• Task goal
Leaving the pictures aside, transcribe every line below exactly.

***** Source data

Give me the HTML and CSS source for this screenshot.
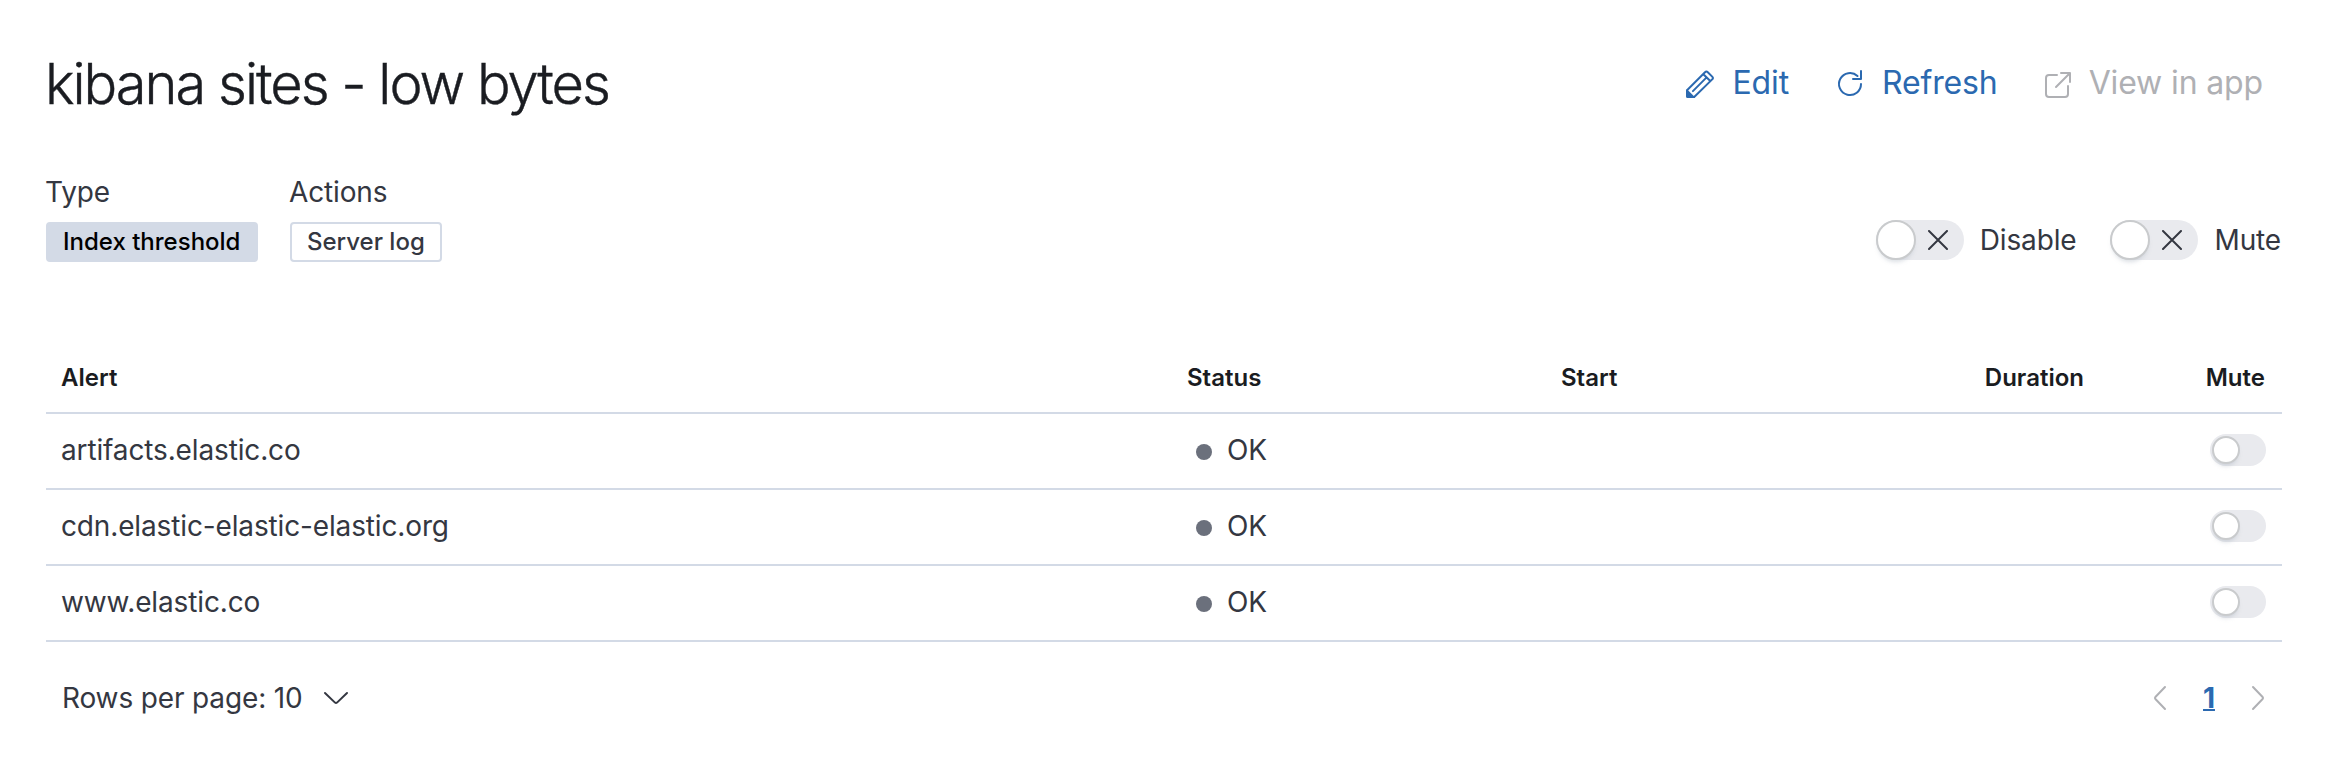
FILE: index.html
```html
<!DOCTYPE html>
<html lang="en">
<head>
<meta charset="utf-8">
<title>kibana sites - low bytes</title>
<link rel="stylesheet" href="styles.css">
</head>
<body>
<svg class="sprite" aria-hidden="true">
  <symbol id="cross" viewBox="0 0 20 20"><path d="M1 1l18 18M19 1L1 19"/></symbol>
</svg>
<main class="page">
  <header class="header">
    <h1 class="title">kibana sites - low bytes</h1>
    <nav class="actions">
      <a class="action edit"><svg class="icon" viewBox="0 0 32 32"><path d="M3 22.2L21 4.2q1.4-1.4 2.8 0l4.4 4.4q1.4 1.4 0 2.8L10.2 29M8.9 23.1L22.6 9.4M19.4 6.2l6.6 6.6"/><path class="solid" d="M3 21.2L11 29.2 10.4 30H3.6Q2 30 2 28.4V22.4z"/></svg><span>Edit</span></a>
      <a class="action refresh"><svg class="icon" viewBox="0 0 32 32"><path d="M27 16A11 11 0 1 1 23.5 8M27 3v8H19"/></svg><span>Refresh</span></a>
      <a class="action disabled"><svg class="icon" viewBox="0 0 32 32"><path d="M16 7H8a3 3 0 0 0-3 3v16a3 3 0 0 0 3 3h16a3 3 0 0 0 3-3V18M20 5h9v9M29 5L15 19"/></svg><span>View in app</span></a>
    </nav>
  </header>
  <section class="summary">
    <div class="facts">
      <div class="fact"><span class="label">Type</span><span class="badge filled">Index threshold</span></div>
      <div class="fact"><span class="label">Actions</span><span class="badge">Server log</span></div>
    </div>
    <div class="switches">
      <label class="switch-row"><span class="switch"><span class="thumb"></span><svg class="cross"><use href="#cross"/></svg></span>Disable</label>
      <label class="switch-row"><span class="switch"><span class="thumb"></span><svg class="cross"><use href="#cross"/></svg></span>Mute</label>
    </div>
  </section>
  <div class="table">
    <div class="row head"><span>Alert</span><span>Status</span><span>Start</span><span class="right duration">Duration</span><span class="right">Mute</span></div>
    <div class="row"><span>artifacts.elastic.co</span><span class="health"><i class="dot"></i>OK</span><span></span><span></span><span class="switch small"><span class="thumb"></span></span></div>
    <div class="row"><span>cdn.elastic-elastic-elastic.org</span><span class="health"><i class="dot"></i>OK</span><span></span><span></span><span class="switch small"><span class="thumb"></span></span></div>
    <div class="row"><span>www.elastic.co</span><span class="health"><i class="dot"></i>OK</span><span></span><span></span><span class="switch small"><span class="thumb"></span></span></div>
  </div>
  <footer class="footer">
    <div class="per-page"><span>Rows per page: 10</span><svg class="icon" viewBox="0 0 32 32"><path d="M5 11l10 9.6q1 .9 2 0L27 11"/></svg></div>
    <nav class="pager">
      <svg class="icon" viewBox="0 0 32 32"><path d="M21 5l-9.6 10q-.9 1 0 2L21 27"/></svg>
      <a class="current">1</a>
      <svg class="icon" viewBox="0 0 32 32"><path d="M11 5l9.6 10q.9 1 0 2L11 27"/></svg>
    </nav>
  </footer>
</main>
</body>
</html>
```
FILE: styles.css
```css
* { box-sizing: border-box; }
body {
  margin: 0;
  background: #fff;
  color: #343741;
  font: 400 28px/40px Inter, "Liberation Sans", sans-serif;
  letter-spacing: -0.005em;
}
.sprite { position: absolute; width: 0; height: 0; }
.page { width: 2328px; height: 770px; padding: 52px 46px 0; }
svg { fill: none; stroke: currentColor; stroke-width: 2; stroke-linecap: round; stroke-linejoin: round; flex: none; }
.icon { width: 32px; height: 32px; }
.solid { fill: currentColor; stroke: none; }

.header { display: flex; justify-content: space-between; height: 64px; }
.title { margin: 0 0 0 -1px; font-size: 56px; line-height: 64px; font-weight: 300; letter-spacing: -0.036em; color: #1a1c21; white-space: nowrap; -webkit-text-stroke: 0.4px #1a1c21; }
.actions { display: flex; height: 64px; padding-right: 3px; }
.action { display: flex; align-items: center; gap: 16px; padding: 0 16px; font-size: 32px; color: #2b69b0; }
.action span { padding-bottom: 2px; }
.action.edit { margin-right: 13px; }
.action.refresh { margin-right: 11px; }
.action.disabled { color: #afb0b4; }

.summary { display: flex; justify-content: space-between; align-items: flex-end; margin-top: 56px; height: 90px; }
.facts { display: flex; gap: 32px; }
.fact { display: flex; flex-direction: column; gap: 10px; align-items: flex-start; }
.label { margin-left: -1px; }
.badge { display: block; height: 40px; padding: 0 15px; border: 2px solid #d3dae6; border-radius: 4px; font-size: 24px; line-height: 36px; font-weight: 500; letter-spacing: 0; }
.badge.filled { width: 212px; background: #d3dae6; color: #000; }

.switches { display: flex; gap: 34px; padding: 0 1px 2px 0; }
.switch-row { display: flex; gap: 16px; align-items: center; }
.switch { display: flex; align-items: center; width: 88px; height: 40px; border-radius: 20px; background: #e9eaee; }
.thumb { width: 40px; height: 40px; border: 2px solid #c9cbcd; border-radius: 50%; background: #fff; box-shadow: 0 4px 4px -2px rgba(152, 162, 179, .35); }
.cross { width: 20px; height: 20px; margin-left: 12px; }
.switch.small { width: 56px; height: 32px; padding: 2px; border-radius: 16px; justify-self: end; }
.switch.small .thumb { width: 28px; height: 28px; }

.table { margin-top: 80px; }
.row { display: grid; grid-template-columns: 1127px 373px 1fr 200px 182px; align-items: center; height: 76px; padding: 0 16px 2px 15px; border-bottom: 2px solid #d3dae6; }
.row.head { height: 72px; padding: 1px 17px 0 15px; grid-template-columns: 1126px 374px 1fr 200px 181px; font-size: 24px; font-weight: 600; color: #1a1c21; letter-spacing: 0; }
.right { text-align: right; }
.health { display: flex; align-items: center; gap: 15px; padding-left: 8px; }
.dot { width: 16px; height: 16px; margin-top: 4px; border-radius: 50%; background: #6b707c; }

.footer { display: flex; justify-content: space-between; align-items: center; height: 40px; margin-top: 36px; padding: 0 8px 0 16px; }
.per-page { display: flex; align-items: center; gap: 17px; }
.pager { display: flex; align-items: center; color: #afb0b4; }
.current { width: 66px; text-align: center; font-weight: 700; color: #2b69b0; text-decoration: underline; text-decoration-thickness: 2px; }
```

**********

• Response to this task
Give me the HTML and CSS source for this screenshot.
FILE: index.html
```html
<!DOCTYPE html>
<html lang="en">
<head>
<meta charset="utf-8">
<title>kibana sites - low bytes</title>
<link rel="stylesheet" href="styles.css">
</head>
<body>
<svg class="sprite" aria-hidden="true">
  <symbol id="cross" viewBox="0 0 20 20"><path d="M1 1l18 18M19 1L1 19"/></symbol>
</svg>
<main class="page">
  <header class="header">
    <h1 class="title">kibana sites - low bytes</h1>
    <nav class="actions">
      <a class="action edit"><svg class="icon" viewBox="0 0 32 32"><path d="M3 22.2L21 4.2q1.4-1.4 2.8 0l4.4 4.4q1.4 1.4 0 2.8L10.2 29M8.9 23.1L22.6 9.4M19.4 6.2l6.6 6.6"/><path class="solid" d="M3 21.2L11 29.2 10.4 30H3.6Q2 30 2 28.4V22.4z"/></svg><span>Edit</span></a>
      <a class="action refresh"><svg class="icon" viewBox="0 0 32 32"><path d="M27 16A11 11 0 1 1 23.5 8M27 3v8H19"/></svg><span>Refresh</span></a>
      <a class="action disabled"><svg class="icon" viewBox="0 0 32 32"><path d="M16 7H8a3 3 0 0 0-3 3v16a3 3 0 0 0 3 3h16a3 3 0 0 0 3-3V18M20 5h9v9M29 5L15 19"/></svg><span>View in app</span></a>
    </nav>
  </header>
  <section class="summary">
    <div class="facts">
      <div class="fact"><span class="label">Type</span><span class="badge filled">Index threshold</span></div>
      <div class="fact"><span class="label">Actions</span><span class="badge">Server log</span></div>
    </div>
    <div class="switches">
      <label class="switch-row"><span class="switch"><span class="thumb"></span><svg class="cross"><use href="#cross"/></svg></span>Disable</label>
      <label class="switch-row"><span class="switch"><span class="thumb"></span><svg class="cross"><use href="#cross"/></svg></span>Mute</label>
    </div>
  </section>
  <div class="table">
    <div class="row head"><span>Alert</span><span>Status</span><span>Start</span><span class="right duration">Duration</span><span class="right">Mute</span></div>
    <div class="row"><span>artifacts.elastic.co</span><span class="health"><i class="dot"></i>OK</span><span></span><span></span><span class="switch small"><span class="thumb"></span></span></div>
    <div class="row"><span>cdn.elastic-elastic-elastic.org</span><span class="health"><i class="dot"></i>OK</span><span></span><span></span><span class="switch small"><span class="thumb"></span></span></div>
    <div class="row"><span>www.elastic.co</span><span class="health"><i class="dot"></i>OK</span><span></span><span></span><span class="switch small"><span class="thumb"></span></span></div>
  </div>
  <footer class="footer">
    <div class="per-page"><span>Rows per page: 10</span><svg class="icon" viewBox="0 0 32 32"><path d="M5 11l10 9.6q1 .9 2 0L27 11"/></svg></div>
    <nav class="pager">
      <svg class="icon" viewBox="0 0 32 32"><path d="M21 5l-9.6 10q-.9 1 0 2L21 27"/></svg>
      <a class="current">1</a>
      <svg class="icon" viewBox="0 0 32 32"><path d="M11 5l9.6 10q.9 1 0 2L11 27"/></svg>
    </nav>
  </footer>
</main>
</body>
</html>
```
FILE: styles.css
```css
* { box-sizing: border-box; }
body {
  margin: 0;
  background: #fff;
  color: #343741;
  font: 400 28px/40px Inter, "Liberation Sans", sans-serif;
  letter-spacing: -0.005em;
}
.sprite { position: absolute; width: 0; height: 0; }
.page { width: 2328px; height: 770px; padding: 52px 46px 0; }
svg { fill: none; stroke: currentColor; stroke-width: 2; stroke-linecap: round; stroke-linejoin: round; flex: none; }
.icon { width: 32px; height: 32px; }
.solid { fill: currentColor; stroke: none; }

.header { display: flex; justify-content: space-between; height: 64px; }
.title { margin: 0 0 0 -1px; font-size: 56px; line-height: 64px; font-weight: 300; letter-spacing: -0.036em; color: #1a1c21; white-space: nowrap; -webkit-text-stroke: 0.4px #1a1c21; }
.actions { display: flex; height: 64px; padding-right: 3px; }
.action { display: flex; align-items: center; gap: 16px; padding: 0 16px; font-size: 32px; color: #2b69b0; }
.action span { padding-bottom: 2px; }
.action.edit { margin-right: 13px; }
.action.refresh { margin-right: 11px; }
.action.disabled { color: #afb0b4; }

.summary { display: flex; justify-content: space-between; align-items: flex-end; margin-top: 56px; height: 90px; }
.facts { display: flex; gap: 32px; }
.fact { display: flex; flex-direction: column; gap: 10px; align-items: flex-start; }
.label { margin-left: -1px; }
.badge { display: block; height: 40px; padding: 0 15px; border: 2px solid #d3dae6; border-radius: 4px; font-size: 24px; line-height: 36px; font-weight: 500; letter-spacing: 0; }
.badge.filled { width: 212px; background: #d3dae6; color: #000; }

.switches { display: flex; gap: 34px; padding: 0 1px 2px 0; }
.switch-row { display: flex; gap: 16px; align-items: center; }
.switch { display: flex; align-items: center; width: 88px; height: 40px; border-radius: 20px; background: #e9eaee; }
.thumb { width: 40px; height: 40px; border: 2px solid #c9cbcd; border-radius: 50%; background: #fff; box-shadow: 0 4px 4px -2px rgba(152, 162, 179, .35); }
.cross { width: 20px; height: 20px; margin-left: 12px; }
.switch.small { width: 56px; height: 32px; padding: 2px; border-radius: 16px; justify-self: end; }
.switch.small .thumb { width: 28px; height: 28px; }

.table { margin-top: 80px; }
.row { display: grid; grid-template-columns: 1127px 373px 1fr 200px 182px; align-items: center; height: 76px; padding: 0 16px 2px 15px; border-bottom: 2px solid #d3dae6; }
.row.head { height: 72px; padding: 1px 17px 0 15px; grid-template-columns: 1126px 374px 1fr 200px 181px; font-size: 24px; font-weight: 600; color: #1a1c21; letter-spacing: 0; }
.right { text-align: right; }
.health { display: flex; align-items: center; gap: 15px; padding-left: 8px; }
.dot { width: 16px; height: 16px; margin-top: 4px; border-radius: 50%; background: #6b707c; }

.footer { display: flex; justify-content: space-between; align-items: center; height: 40px; margin-top: 36px; padding: 0 8px 0 16px; }
.per-page { display: flex; align-items: center; gap: 17px; }
.pager { display: flex; align-items: center; color: #afb0b4; }
.current { width: 66px; text-align: center; font-weight: 700; color: #2b69b0; text-decoration: underline; text-decoration-thickness: 2px; }
```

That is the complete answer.